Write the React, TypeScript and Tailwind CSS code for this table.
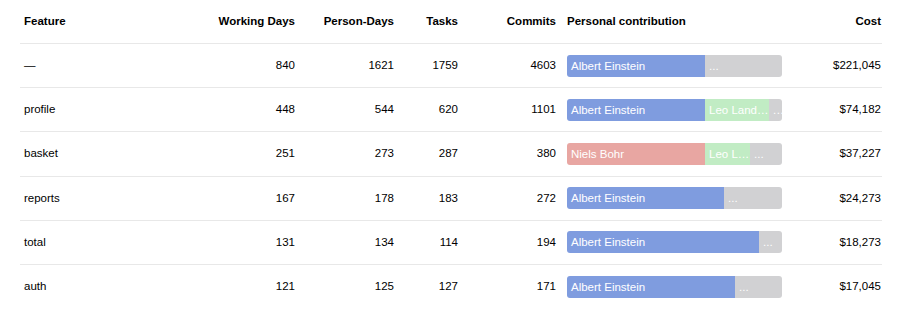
import React from 'react';

type Segment = { name: string; width: number; color: string };

type Row = {
    feature: string;
    workingDays: number;
    personDays: number;
    tasks: number;
    commits: number;
    contribution: Segment[];
    cost: string;
};

const BLUE = 'bg-[#7f9cdf]';
const GREEN = 'bg-[#c1ecc4]';
const RED = 'bg-[#e8a6a2]';
const GRAY = 'bg-[#d1d1d3]';

// widths are px of a 215px bar
const rows: Row[] = [
    {
        feature: '—', workingDays: 840, personDays: 1621, tasks: 1759, commits: 4603, cost: '$221,045',
        contribution: [
            { name: 'Albert Einstein', width: 138, color: BLUE },
            { name: '...', width: 77, color: GRAY },
        ],
    },
    {
        feature: 'profile', workingDays: 448, personDays: 544, tasks: 620, commits: 1101, cost: '$74,182',
        contribution: [
            { name: 'Albert Einstein', width: 138, color: BLUE },
            { name: 'Leo Landau', width: 64, color: GREEN },
            { name: '...', width: 13, color: GRAY },
        ],
    },
    {
        feature: 'basket', workingDays: 251, personDays: 273, tasks: 287, commits: 380, cost: '$37,227',
        contribution: [
            { name: 'Niels Bohr', width: 138, color: RED },
            { name: 'Leo Landau', width: 45, color: GREEN },
            { name: '...', width: 32, color: GRAY },
        ],
    },
    {
        feature: 'reports', workingDays: 167, personDays: 178, tasks: 183, commits: 272, cost: '$24,273',
        contribution: [
            { name: 'Albert Einstein', width: 157, color: BLUE },
            { name: '...', width: 58, color: GRAY },
        ],
    },
    {
        feature: 'total', workingDays: 131, personDays: 134, tasks: 114, commits: 194, cost: '$18,273',
        contribution: [
            { name: 'Albert Einstein', width: 192, color: BLUE },
            { name: '...', width: 23, color: GRAY },
        ],
    },
    {
        feature: 'auth', workingDays: 121, personDays: 125, tasks: 127, commits: 171, cost: '$17,045',
        contribution: [
            { name: 'Albert Einstein', width: 168, color: BLUE },
            { name: '...', width: 47, color: GRAY },
        ],
    },
];

const grid = 'grid grid-cols-[180px_99px_99px_64px_98px_225px_100px] items-center';

const ContributionBar = ({ segments }: { segments: Segment[] }) => (
    <div className="flex w-[215px] h-[22px] rounded-[3px] overflow-hidden">
        {segments.map((s, i) => (
            <div
                key={i}
                className={`${s.color} h-full shrink-0 pl-[4px] text-white leading-[22px] whitespace-nowrap overflow-hidden text-ellipsis`}
                style={{ width: s.width }}
            >
                {s.name}
            </div>
        ))}
    </div>
);

const App = () => {
    return (
        <div className="bg-white w-[902px] h-[311px] px-[20px] text-[11.5px] text-black font-['Liberation_Sans',Arial,sans-serif]">
            {/* Header */}
            <div className={`${grid} h-[44px] border-b border-[#e8e8e8] font-bold`}>
                <div className="px-[4px]">Feature</div>
                <div className="px-[4px] text-right">Working Days</div>
                <div className="px-[4px] text-right">Person-Days</div>
                <div className="px-[4px] text-right">Tasks</div>
                <div className="px-[4px] text-right">Commits</div>
                <div className="pl-[7px]">Personal contribution</div>
                <div className="px-[4px] text-right">Cost</div>
            </div>

            {rows.map((r, i) => (
                <div
                    key={r.feature}
                    className={`${grid} h-[44.2px] ${i < rows.length - 1 ? 'border-b border-[#e8e8e8]' : ''}`}
                >
                    <div className="px-[4px]">{r.feature}</div>
                    <div className="px-[4px] text-right">{r.workingDays}</div>
                    <div className="px-[4px] text-right">{r.personDays}</div>
                    <div className="px-[4px] text-right">{r.tasks}</div>
                    <div className="px-[4px] text-right">{r.commits}</div>
                    <div className="pl-[7px]">
                        <ContributionBar segments={r.contribution} />
                    </div>
                    <div className="px-[4px] text-right">{r.cost}</div>
                </div>
            ))}
        </div>
    );
};

export default App;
▬▬▬
> Job
Copy exactly the lines running from the beginning of the listing through the line that has "string; width: number;". Drop the pictures.

> Exercise output
Write the React, TypeScript and Tailwind CSS code for this table.
import React from 'react';

type Segment = { name: string; width: number; color: string };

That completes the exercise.